Ensuring a Welcoming Facility Is Vital to Maintaining the Health of LGBTQ Patients with Cancer


Lesbian, gay, bisexual, transgender, and queer (LGBTQ) patients with cancer face specific barriers when seeking medical care, but pharmacists and other medical professionals can take specific steps to reduce the gaps in care.

Lesbian, gay, bisexual, transgender, and queer (LGBTQ) patients with cancer face specific barriers when seeking medical care, but pharmacists and other medical professionals can take specific steps to reduce the gaps in care, according to a session on Wednesday at the Hematology/Oncology Pharmacy Association Annual Conference.

In a survey of more than 800 LGBTQ people, approximately 10% experienced refusal of medical services, refusal to recognize a partner and/or children in a medical environment, harsh or abusive language from medical professionals, and unwanted physical contact by a physician, according to presenter Calvin Daniels, PharmD, PhD, BCPPS, a clinical pharmacist at St. Jude Children’s Research Hospital.

Daniels said that many LGBTQ patients avoid medical environments as a result of these experiences, leading to missed diagnosis opportunities and worsening health outcomes. The first step to improving these experiences, Daniels said, is understanding some key facts about the community and your patients individually.

When discussing health history with a patient, Daniels said asking for their preferred name and pronouns is vital. Medical professionals should advocate for their electronic health form to include this information, but even if they do not, professionals should ask the patient and make note of their answer.

Based on their responses, LGBTQ patients need more specific screenings based on higher health risks. For men who have sex with men, for example, Daniels said physicians may want to screen for HIV, syphilis, gonorrhea, and chlamydia. Similarly, those using injected drugs or off-market hormonal therapy should be screened for hepatitis C. Understanding the increased risks for some LGBTQ patients is vital in order to make decisions about testing, diagnosing and treating some conditions.

In addition to understanding the medical risks faced by some LGBTQ patients, Daniels said, it is vital for medical professionals to understand that “coming out” is an evolving process that has benefits as well as risks. The ability to be open about their sexual or gender identify allows patients to bring their “whole selves” to appointments, Daniels said, which can improve outcomes. At the same time, however, risks for “out” patients include increased stress and fear, which can negatively affect health outcomes.

Daniels also pointed out that patients may inform their physician or other medical professionals of their identity but may not be public about these facts. For that reason, it is vital for providers to be intentional and conscious about their surroundings.

“Think of it along the same lines as [the Health Insurance Portability and Accountability Act],” Daniels said. “You would not want to discuss private information in the waiting room or where others could overhear.”

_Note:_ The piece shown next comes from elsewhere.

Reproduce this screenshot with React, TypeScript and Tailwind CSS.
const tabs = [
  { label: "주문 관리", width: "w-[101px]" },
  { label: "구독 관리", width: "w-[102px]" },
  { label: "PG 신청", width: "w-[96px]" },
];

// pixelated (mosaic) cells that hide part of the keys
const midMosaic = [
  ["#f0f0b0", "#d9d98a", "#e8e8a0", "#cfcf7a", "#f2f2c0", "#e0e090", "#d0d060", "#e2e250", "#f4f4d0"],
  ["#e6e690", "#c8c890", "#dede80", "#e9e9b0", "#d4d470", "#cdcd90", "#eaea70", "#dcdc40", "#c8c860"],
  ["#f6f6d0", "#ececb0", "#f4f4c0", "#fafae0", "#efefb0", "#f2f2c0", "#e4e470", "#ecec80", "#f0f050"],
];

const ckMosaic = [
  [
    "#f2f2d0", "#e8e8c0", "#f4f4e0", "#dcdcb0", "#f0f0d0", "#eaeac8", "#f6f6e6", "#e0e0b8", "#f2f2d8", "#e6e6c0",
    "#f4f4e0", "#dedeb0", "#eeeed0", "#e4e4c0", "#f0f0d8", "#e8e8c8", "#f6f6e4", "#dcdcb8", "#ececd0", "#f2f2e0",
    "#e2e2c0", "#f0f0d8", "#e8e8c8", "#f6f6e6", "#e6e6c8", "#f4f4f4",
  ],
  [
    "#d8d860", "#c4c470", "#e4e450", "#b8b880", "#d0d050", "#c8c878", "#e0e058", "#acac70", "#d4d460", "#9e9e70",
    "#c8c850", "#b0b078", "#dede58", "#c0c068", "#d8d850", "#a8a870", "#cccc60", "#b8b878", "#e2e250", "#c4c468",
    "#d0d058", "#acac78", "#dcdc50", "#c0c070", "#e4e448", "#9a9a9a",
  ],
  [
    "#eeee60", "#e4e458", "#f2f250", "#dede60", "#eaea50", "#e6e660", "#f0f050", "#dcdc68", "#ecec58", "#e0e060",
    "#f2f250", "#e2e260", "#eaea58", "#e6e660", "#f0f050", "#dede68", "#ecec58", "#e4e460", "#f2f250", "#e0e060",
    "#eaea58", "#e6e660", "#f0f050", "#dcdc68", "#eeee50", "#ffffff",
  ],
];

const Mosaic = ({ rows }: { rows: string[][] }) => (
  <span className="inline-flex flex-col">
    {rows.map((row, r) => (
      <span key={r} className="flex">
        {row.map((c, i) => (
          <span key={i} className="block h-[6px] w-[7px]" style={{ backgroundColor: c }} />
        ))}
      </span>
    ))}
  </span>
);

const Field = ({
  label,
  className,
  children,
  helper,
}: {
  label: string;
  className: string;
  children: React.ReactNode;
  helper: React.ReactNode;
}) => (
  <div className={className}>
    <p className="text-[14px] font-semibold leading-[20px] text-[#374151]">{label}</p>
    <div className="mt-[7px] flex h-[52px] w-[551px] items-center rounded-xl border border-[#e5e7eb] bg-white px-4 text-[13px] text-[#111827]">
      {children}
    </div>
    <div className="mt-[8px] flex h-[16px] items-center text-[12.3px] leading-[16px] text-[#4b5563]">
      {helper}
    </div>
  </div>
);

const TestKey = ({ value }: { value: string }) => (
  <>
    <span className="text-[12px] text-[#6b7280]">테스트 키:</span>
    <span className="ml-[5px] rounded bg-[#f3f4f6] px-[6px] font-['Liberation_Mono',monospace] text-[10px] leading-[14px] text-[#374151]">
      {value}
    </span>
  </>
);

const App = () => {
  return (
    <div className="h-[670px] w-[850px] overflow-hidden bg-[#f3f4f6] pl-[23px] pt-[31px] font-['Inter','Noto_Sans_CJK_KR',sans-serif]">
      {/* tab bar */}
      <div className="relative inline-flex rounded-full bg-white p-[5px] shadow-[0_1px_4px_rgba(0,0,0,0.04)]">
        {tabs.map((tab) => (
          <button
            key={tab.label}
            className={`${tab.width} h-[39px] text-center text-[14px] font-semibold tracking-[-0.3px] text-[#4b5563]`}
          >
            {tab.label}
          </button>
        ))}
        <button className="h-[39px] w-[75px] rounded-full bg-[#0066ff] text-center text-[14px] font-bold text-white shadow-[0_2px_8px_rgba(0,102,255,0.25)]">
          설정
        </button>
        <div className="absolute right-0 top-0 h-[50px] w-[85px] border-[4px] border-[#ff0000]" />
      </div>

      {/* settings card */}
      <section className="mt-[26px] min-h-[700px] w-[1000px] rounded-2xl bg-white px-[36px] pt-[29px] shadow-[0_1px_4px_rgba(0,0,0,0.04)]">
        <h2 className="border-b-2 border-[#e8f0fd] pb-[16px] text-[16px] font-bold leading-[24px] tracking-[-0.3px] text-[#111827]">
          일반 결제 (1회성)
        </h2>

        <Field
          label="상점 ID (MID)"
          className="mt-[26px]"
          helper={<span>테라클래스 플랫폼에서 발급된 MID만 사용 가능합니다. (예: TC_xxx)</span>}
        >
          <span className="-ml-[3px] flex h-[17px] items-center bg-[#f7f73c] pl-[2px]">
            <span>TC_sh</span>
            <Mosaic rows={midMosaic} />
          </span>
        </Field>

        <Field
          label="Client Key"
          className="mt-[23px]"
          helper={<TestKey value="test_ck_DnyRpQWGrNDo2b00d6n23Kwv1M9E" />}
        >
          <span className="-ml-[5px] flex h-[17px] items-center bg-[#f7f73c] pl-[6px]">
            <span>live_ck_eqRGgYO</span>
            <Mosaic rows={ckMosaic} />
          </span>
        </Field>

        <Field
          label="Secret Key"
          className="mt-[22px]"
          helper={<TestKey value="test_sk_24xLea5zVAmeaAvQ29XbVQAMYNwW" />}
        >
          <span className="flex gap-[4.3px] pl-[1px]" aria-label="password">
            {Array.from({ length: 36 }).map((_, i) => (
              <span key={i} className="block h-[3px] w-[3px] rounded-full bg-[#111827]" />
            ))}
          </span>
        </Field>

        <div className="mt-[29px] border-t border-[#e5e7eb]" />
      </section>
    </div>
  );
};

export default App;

A key example of information to be cautious about vocalizing is the patient’s preferred name. Daniels urged attendees to ask for and use LGBTQ patients’ preferred names during appointments, but to be cautious about calling them by that name in the waiting room or other public settings.

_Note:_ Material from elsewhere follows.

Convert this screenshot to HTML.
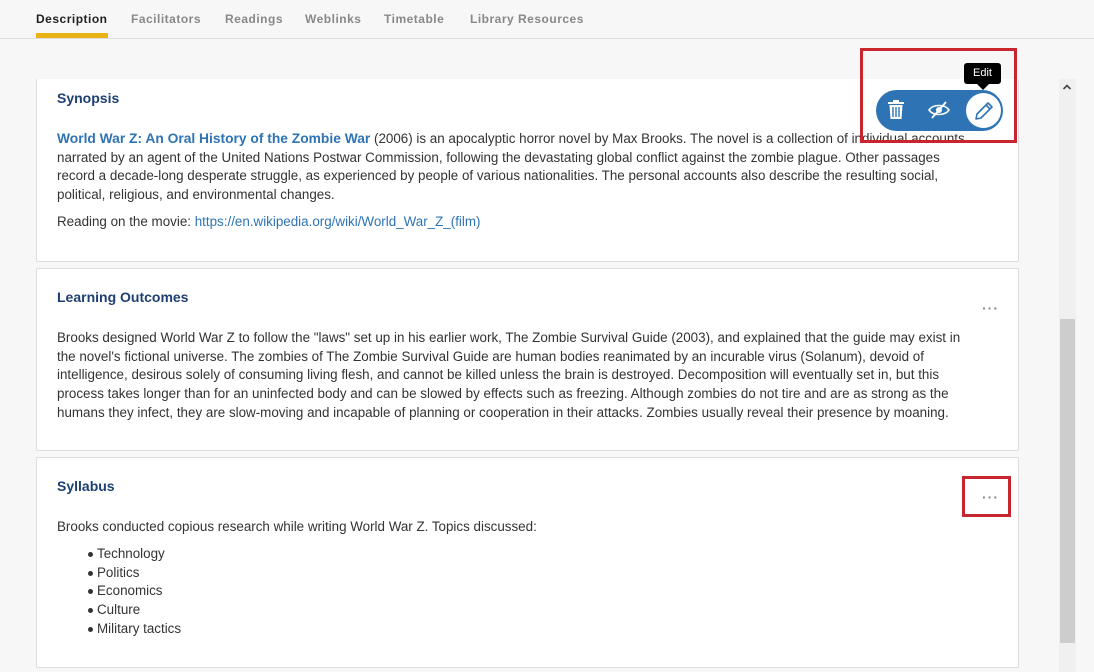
<!DOCTYPE html>
<html><head><meta charset="utf-8"><style>
*{box-sizing:border-box;margin:0;padding:0}
body{width:1094px;height:672px;overflow:hidden;background:#f7f7f7;font-family:"Liberation Sans",sans-serif;color:#333;position:relative}
.tabs{position:absolute;left:0;top:0;width:1094px;height:39px;border-bottom:1px solid #ddd;background:#f7f7f7}
.tab{position:absolute;top:12px;font-size:12px;letter-spacing:0.5px;color:#888;font-weight:bold}
.tab.act{color:#222}
.ul{position:absolute;left:36px;top:33px;width:72px;height:5px;background:#eab315}
.card{position:absolute;left:36px;width:983px;background:#fff;border:1px solid #ddd;border-radius:2px}
.h{position:absolute;left:20px;font-size:14px;font-weight:bold;color:#1d3f72}
.p{position:absolute;left:20px;font-size:13.4px;line-height:18.7px;white-space:nowrap;color:#333}
a{color:#2e74b5;text-decoration:none}
.dots{position:absolute;font-size:14px;color:#888;letter-spacing:1px;font-weight:bold}
.red{position:absolute;border:3px solid #c8262e}
li{list-style:none;position:relative}
li:before{content:"";position:absolute;left:-9px;top:7px;width:5px;height:5px;border-radius:50%;background:#333}
</style></head><body>
<div class="tabs">
<div class="tab act" style="left:36px">Description</div>
<div class="tab" style="left:131px">Facilitators</div>
<div class="tab" style="left:225px">Readings</div>
<div class="tab" style="left:305px">Weblinks</div>
<div class="tab" style="left:384px">Timetable</div>
<div class="tab" style="left:470px">Library Resources</div>
<div class="ul"></div>
</div>

<div class="card" style="top:79px;height:183px;border-top:none">
<div class="h" style="top:11px">Synopsis</div>
<div class="p" style="top:51px"><a style="font-weight:bold;font-size:13.8px" href="#">World War Z: An Oral History of the Zombie War</a> (2006) is an apocalyptic horror novel by Max Brooks. The novel is a collection of individual accounts<br>narrated by an agent of the United Nations Postwar Commission, following the devastating global conflict against the zombie plague. Other passages<br>record a decade-long desperate struggle, as experienced by people of various nationalities. The personal accounts also describe the resulting social,<br>political, religious, and environmental changes.</div>
<div class="p" style="top:134px">Reading on the movie: <a href="#">https://en.wikipedia.org/wiki/World_War_Z_(film)</a></div>
</div>

<div class="card" style="top:268px;height:183px">
<div class="h" style="top:20px">Learning Outcomes</div>
<div class="dots" style="left:945px;top:31px">···</div>
<div class="p" style="top:60px">Brooks designed World War Z to follow the "laws" set up in his earlier work, The Zombie Survival Guide (2003), and explained that the guide may exist in<br>the novel's fictional universe. The zombies of The Zombie Survival Guide are human bodies reanimated by an incurable virus (Solanum), devoid of<br>intelligence, desirous solely of consuming living flesh, and cannot be killed unless the brain is destroyed. Decomposition will eventually set in, but this<br>process takes longer than for an uninfected body and can be slowed by effects such as freezing. Although zombies do not tire and are as strong as the<br>humans they infect, they are slow-moving and incapable of planning or cooperation in their attacks. Zombies usually reveal their presence by moaning.</div>
</div>

<div class="card" style="top:457px;height:211px">
<div class="h" style="top:20px">Syllabus</div>
<div class="dots" style="left:945px;top:31px">···</div>
<div class="p" style="top:60px">Brooks conducted copious research while writing World War Z. Topics discussed:</div>
<ul class="p" style="top:87px;left:60px"><li>Technology</li><li>Politics</li><li>Economics</li><li>Culture</li><li>Military tactics</li></ul>
</div>
<div class="red" style="left:962px;top:476px;width:49px;height:41px"></div>

<div style="position:absolute;left:1059px;top:79px;width:17px;height:593px;background:#f0f0f0"></div>
<div style="position:absolute;left:1060px;top:319px;width:15px;height:324px;background:#cdcdcd"></div>
<svg style="position:absolute;left:1062px;top:83px" width="10" height="8"><path d="M1.5 6 L5 2.5 L8.5 6" stroke="#444" stroke-width="1.6" fill="none"/></svg>

<div style="position:absolute;left:876px;top:90px;width:127px;height:41px;border-radius:21px;background:#2e74b5"></div>
<svg style="position:absolute;left:886px;top:99px" width="20" height="22" viewBox="0 0 20 22"><rect x="2" y="3" width="16" height="2" fill="#fff"/><rect x="7" y="1" width="6" height="2" fill="#fff"/><path d="M3.5 6 h13 l-1 14 h-11z" fill="#fff"/><path d="M7 8v10M10 8v10M13 8v10" stroke="#2e74b5" stroke-width="1.4"/></svg>
<svg style="position:absolute;left:927px;top:100px" width="24" height="20" viewBox="0 0 24 20"><path d="M2 10 C6 4 18 4 22 10 C18 16 6 16 2 10Z" fill="none" stroke="#fff" stroke-width="1.6"/><circle cx="12" cy="10" r="3" fill="#fff"/><path d="M5 18 L19 2" stroke="#fff" stroke-width="1.8"/></svg>
<div style="position:absolute;left:966px;top:93px;width:35px;height:35px;border-radius:50%;background:#fff"></div>
<svg style="position:absolute;left:972px;top:99px" width="24" height="24" viewBox="0 0 24 24"><path d="M4 20 L5 15 L16 4 L20 8 L9 19 Z M14 6 L18 10" fill="none" stroke="#2e74b5" stroke-width="1.6" stroke-linejoin="round"/></svg>
<div style="position:absolute;left:964px;top:63px;width:37px;height:21px;background:#000;border-radius:3px;color:#fff;font-size:11px;text-align:center;line-height:21px">Edit</div>
<div style="position:absolute;left:977px;top:84px;width:0;height:0;border-left:6px solid transparent;border-right:6px solid transparent;border-top:6px solid #000"></div>
<div class="red" style="left:860px;top:48px;width:157px;height:95px"></div>
</body></html>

It is especially important to be conscientious when dealing with LGBTQ pediatric patients, Daniels added. In addition to the same risks faced by LGBTQ adults, pediatric patients may face more mental health issues, bullying, and harassment. Daniels pointed out that up to 40% of homeless youth identified as LGBTQ.

It is vital to maintain the confidentiality of the patient when it comes to their LGBTQ identity, Daniels said, especially as it relates to parental disclosure. For parents who do know about their child’s sexual or gender identity, it may be difficult for them to accept the decision. Daniels said clinicians should acknowledge their feelings but provide support and resources for the patient who has disclosed their identity.

Daniels also pointed out that gender affirming care for transgender pediatric patients is endorsed by the American Academy of Pediatrics, the American Medical Association, and the American Psychiatric Association. Furthermore, he said, reparative or conversion therapies and delayed gender transitions can have serious negative consequences, including suicidal thoughts and self-harm.

In addition to improving the experiences for LGBTQ patients, Daniels said creating a more inclusive environment can be important for LGBTQ staff as well.

In a survey of LGBTQ clinicians, Daniels said that 33% of medical students planned to disclose their identity during the residency application process, but that 60% were concerned they would not be accepted because of their identity. Furthermore, in a survey of practicing LGBTQ physicians, 65% heard derogatory comments, 27% witnessed discriminatory treatment of a colleague, and 15% had been harassed by a colleague.

Making a positive change for patients leads to a positive change for clinicians and other staff, Daniels said. He concluded with several recommendations, including displaying rainbow flag stickers, lanyards, or pins; providing training to staff and workers on LGBTQ-affirming care; and asking every patient their preferred name and pronouns. If you accidentally use an incorrect name or pronoun, Daniels said, just apologize and continue.

“Just apologize, say you know what their name or pronouns are, and keep moving with patient care,” Daniels said. “That’s the most important thing.”


Daniels C. Cancer Patients in the LGBTQ Community. Presented at: HOPA 2020 Annual Meeting; Tampa, FL: March 11, 2020.